False analogy and quite unfair on Chamberlain who knew we eventually had to right Hitler and prepared for it.

Paddy Taylor
Paddy Taylor
4 months ago
Reply to  Peter B

(Deleted – as posted comment twice)

Last edited 4 months ago by Paddy Taylor
Paddy Taylor
Paddy Taylor
4 months ago
Reply to  Peter B

Peter, I’m not sure that’s unfair at all.
I’ve written before on these pages defending Chamberlain – noting that he was a deeply honourable man who was wrong, but with the right intentions.
But it’s difficult not to make the comparison as Neville and Nouvelle were both hoodwinked and humiliated by dictators who talked peace whilst not breaking stride in their preparations for war.

ARNAUD ALMARIC
ARNAUD ALMARIC
4 months ago
Reply to  Paddy Taylor

Was Chamberlain really hoodwinked as Churchillian mythology would have it?
‘We’ were close to bankruptcy in 1939 and at least Chamberlain could do the ‘maths’ which Churchill obviously couldn’t.

Colin Elliott
Colin Elliott
4 months ago
Reply to  Peter B

And had been advised by the military that we were in no position to go to war.

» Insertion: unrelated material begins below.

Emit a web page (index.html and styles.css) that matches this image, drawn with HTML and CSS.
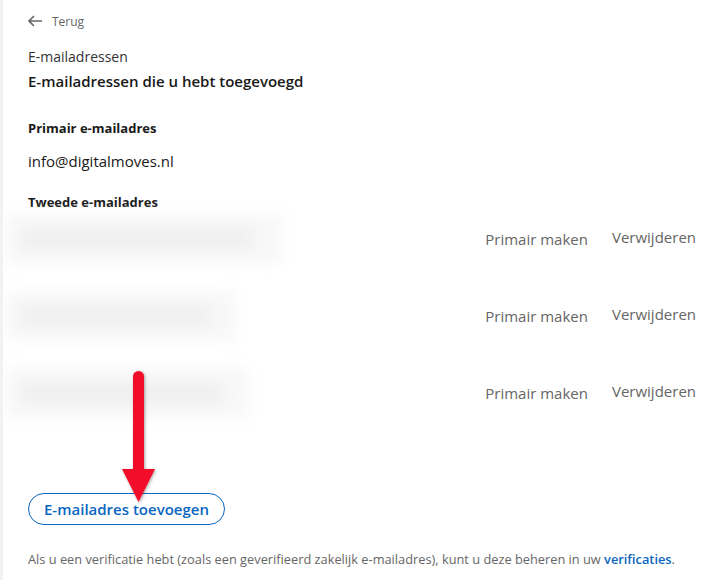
FILE: index.html
```html
<!DOCTYPE html>
<html lang="nl">
<head>
<meta charset="utf-8">
<link rel="stylesheet" href="styles.css">
</head>
<body>
<div class="page">
  <a class="back" href="#">
    <svg class="back-icon" width="14" height="12" viewBox="0 0 14 12"><path d="M6 1 1 6l5 5M1 6h13" fill="none" stroke="#666" stroke-width="1.6"/></svg>
    <span>Terug</span>
  </a>
  <div class="title">E-mailadressen</div>
  <h1 class="subtitle">E-mailadressen die u hebt toegevoegd</h1>

  <div class="label primary-label">Primair e-mailadres</div>
  <div class="email">info@digitalmoves.nl</div>

  <div class="label second-label">Tweede e-mailadres</div>

  <div class="rows">
    <div class="row">
      <div class="blur blur-1"><div class="blur-bar"></div></div>
      <div class="actions"><span class="make">Primair maken</span><span class="remove">Verwijderen</span></div>
    </div>
    <div class="row">
      <div class="blur blur-2"><div class="blur-bar"></div></div>
      <div class="actions"><span class="make">Primair maken</span><span class="remove">Verwijderen</span></div>
    </div>
    <div class="row">
      <div class="blur blur-3"><div class="blur-bar"></div></div>
      <div class="actions"><span class="make">Primair maken</span><span class="remove">Verwijderen</span></div>
    </div>
  </div>

  <button class="add">E-mailadres toevoegen</button>

  <p class="note">Als u een verificatie hebt (zoals een geverifieerd zakelijk e-mailadres), kunt u deze beheren in uw <a href="#">verificaties</a>.</p>

  <svg class="arrow" width="40" height="140" viewBox="0 0 40 140">
    <defs>
      <filter id="sh" x="-50%" y="-20%" width="200%" height="140%">
        <feDropShadow dx="1" dy="1" stdDeviation="1.5" flood-color="#000" flood-opacity="0.35"/>
      </filter>
    </defs>
    <g filter="url(#sh)" fill="#f20a2a">
      <rect x="14" y="4" width="11" height="104" rx="5.5"/>
      <path d="M3 102 H36 L19.5 135 Z"/>
    </g>
  </svg>
</div>
</body>
</html>
```

FILE: styles.css
```css
html, body {
  margin: 0;
  padding: 0;
  background: #fff;
}
body {
  font-family: "Open Sans", "Noto Sans", sans-serif;
  color: #191919;
}
.page {
  position: relative;
  min-height: 580px;
  border-left: 3px solid #f3f2ef;
  box-sizing: border-box;
  padding-left: 25px;
  padding-right: 20px;
  overflow: hidden;
}
.back {
  display: flex;
  align-items: center;
  gap: 10px;
  padding-top: 14px;
  height: 14px;
  color: #666;
  text-decoration: none;
  font-size: 12px;
}
.back-icon { display: block; }
.title {
  margin-top: 19px;
  font-size: 14px;
  color: #333;
  line-height: 20px;
}
.subtitle {
  margin: 4px 0 0;
  font-size: 15px;
  font-weight: 600;
  line-height: 20px;
  color: #191919;
}
.label {
  font-size: 13px;
  font-weight: 700;
  line-height: 18px;
  color: #191919;
}
.primary-label { margin-top: 28px; }
.email {
  margin-top: 13px;
  font-size: 15px;
  line-height: 22px;
  color: #191919;
}
.second-label { margin-top: 21px; }
.rows {
  margin-left: -21px;
  display: flex;
  flex-direction: column;
}
.row {
  display: flex;
  align-items: center;
  justify-content: space-between;
  height: 77px;
}
.row:first-child { margin-top: -11px; }
.blur {
  height: 50px;
  background: #f8f8f8;
  filter: blur(6px);
  display: flex;
  align-items: center;
  padding-left: 14px;
}
.blur-1 { width: 262px; }
.blur-2 { width: 215px; }
.blur-3 { width: 228px; }
.blur-bar {
  height: 20px;
  width: 88%;
  background: #eeeeee;
  filter: blur(5px);
}
.actions {
  display: flex;
  align-items: center;
  gap: 24px;
  font-size: 15px;
  color: #666;
  padding-right: 4px;
}
.remove { position: relative; top: -2px; }
.add {
  display: block;
  margin-top: 62px;
  height: 32px;
  padding: 0 15px;
  border: 1px solid #0a66c2;
  border-radius: 16px;
  background: #fff;
  color: #0a66c2;
  font-family: inherit;
  font-size: 15px;
  font-weight: 600;
}
.note {
  margin: 26px 0 0;
  font-size: 12.8px;
  line-height: 16px;
  color: #666;
}
.note a {
  color: #0a66c2;
  font-weight: 600;
  text-decoration: none;
}
.arrow {
  position: absolute;
  left: 116px;
  top: 367px;
}
```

On 1st September 1939, we still weren’t, but better, and there was no honourable or sensible alternative.

ARNAUD ALMARIC
ARNAUD ALMARIC
4 months ago
Reply to  Peter B

Precisely, and who didn’t enter the cesspit of Parliament until the ripe old age of 50. Good man!

Irene Ve
Irene Ve
4 months ago

There is an important reason why Macron should continue talking to Putin which surprisingly is never mentioned in the UK press. Since the start of Covid Putin has been completely isolated from the outer world of thinking/ideas/reason, his own ideas of the great Russian mission re-creating a slavic super-state being regurgitated and amplified by the very few in his nearest circle, anyone with a different perspective removed from favour into obscurity some time ago.
Talking to Macron is his only chance to hear what the others in the game are thinking, the way they reason, what motivates Western civilisation. Things he might not even want to read about in his daily world-press briefings or dismisses offhand when delivered from an FSB analyst, might start gradually sinking through in a private one-to-one conversation with someone he respects (to a degree).
Consider it as talking therapy. It might not bring definitive results overnight, but it might start a very important process of gradual self-adjustment to the realities of modern world for Putin.
You do not leave a madman (even a functioning one) on his own with his obsession, especially if he has the power to press the button. Just bullying the bully ever harder never works, one should try to gradually open some other possibilities for him, now that he is starting to realise all the unintended consequences of his strategic mistake.

Peter B
Peter B
4 months ago
Reply to  Irene Ve

An interesting point and worth considering.
But Putin needs professional psychiatric help. Not wannabe amateurs like Macron.
Isn’t it strange – the old Soviet Union locked up the sane people in the psychiatric hospitals. Perhaps they still do. Meanwhile Putin is free to walk the streets.
I very much doubt that Putin respects Macron at all.

János Klein
János Klein
4 months ago

I think monsieur Macron is more frightened of Eric Zemmour.

Colin Elliott
Colin Elliott
4 months ago

I’m struck by the intimacy of the head photograph. When was it taken? It is quite a contrast with the one when they were at opposite ends of a table, which at first I thought had been photoshopped. (Did they yell at each other, or use cellphones?)